Through this synthesis of ideas and sources, it is my hope that I have explained, using David Kreps’ framework, the significance of reputation on the flow of control rights between entrepreneurs and venture capitalists. Future research on this topic could survey VCs about what their firm’s principles are and then empirically examine how their principles are enforced and the success of their adherence to them.
Aghion, Philippe, and Patrick Bolton. “An Incomplete Contracts Approach to Financial Contracting.” The Review of Economic Studies, vol. 59, no. 3, 1992, pp. 473–494.

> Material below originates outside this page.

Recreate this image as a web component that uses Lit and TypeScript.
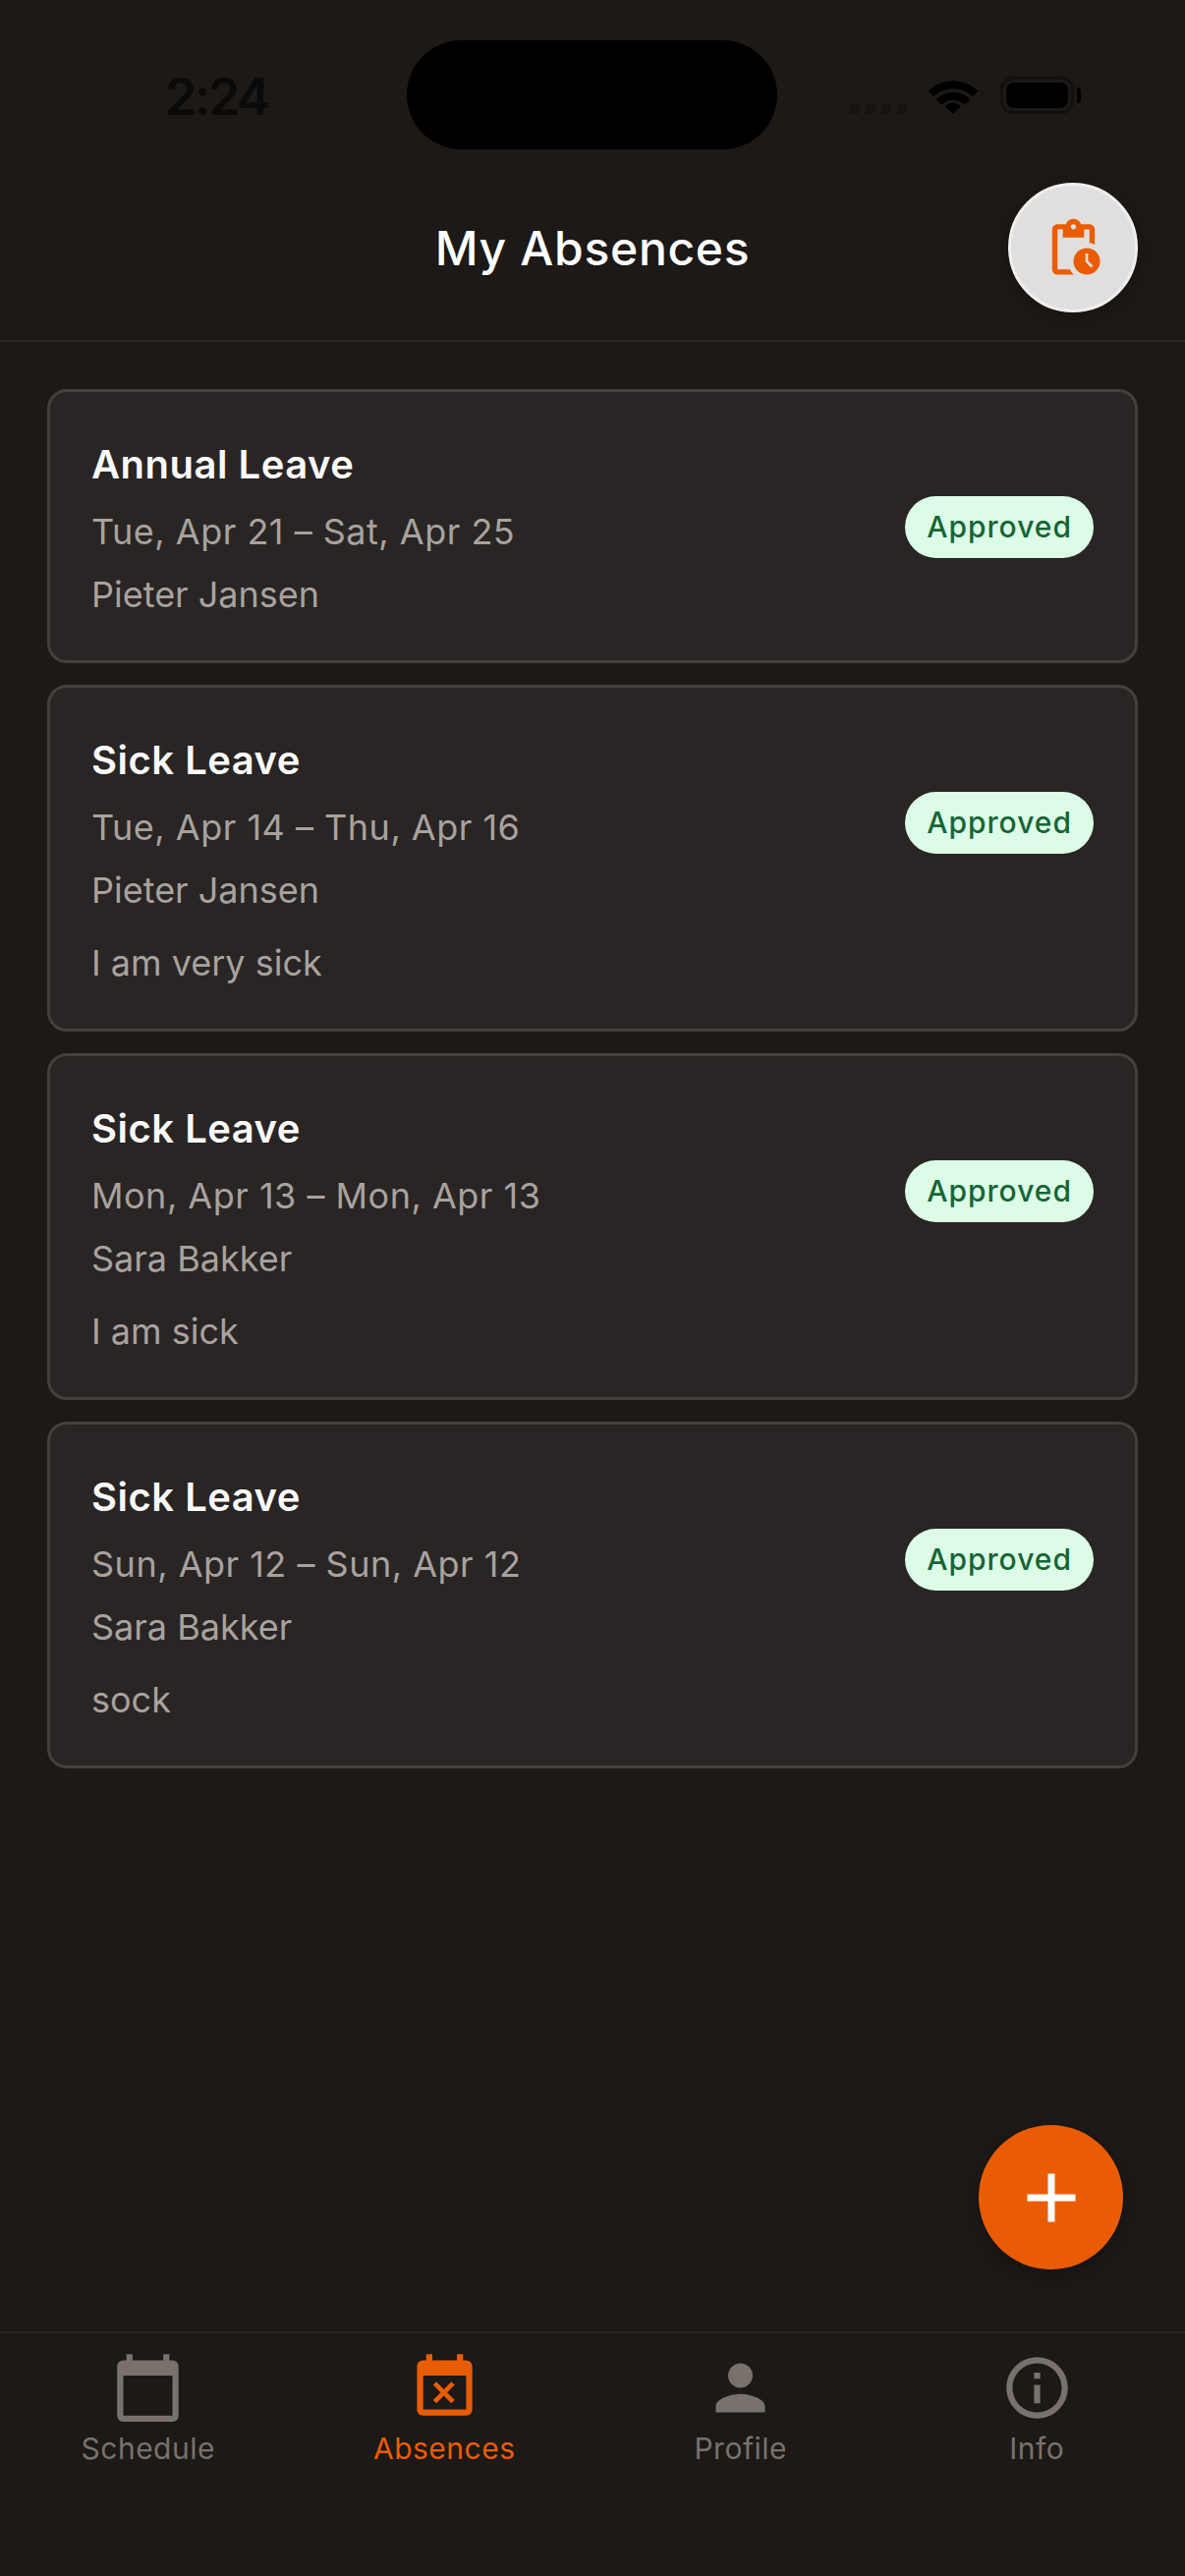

Gilson, Ronald J. and Black, Bernard S., Venture Capital and the Structure of Capital Markets: Banks Versus Stock Markets (November 1997). Journal of Financial Economics, Vol. 47, pp. 243–277, 1998.
Gompers, Paul A. “Optimal Investment, Monitoring, and the Staging of Venture Capital.” The Journal of Finance, vol. 50, no. 5, 1995, pp. 1461–1489. JSTOR, www.jstor.org/stable/2329323.
Kaplan, Steven N, and Per Strömberg. “Financial Contracting Theory Meets the Real World: An Empirical Analysis of Venture Capital Contracts.” Review of Economic Studies, Mar. 2002, pp. 1–35., faculty.chicagobooth.edu/steven.kaplan/research/kaplanstromberg.pdf.
Kreps, David M. “Corporate Culture and Economic Theory.” Second Mitsubishi Bank Foundation Conference on Technology and Business Strategy, 1984, pp. 221–275.
Sonius, David, et al. “VC Contract Design: Development State, Bargaining Power, and the Classification of Early-Cycle Companies.” The Journal of Private Equity, vol. 20, no. 4, 2017, pp. 36–46. JSTOR, www.jstor.org/stable/44397535.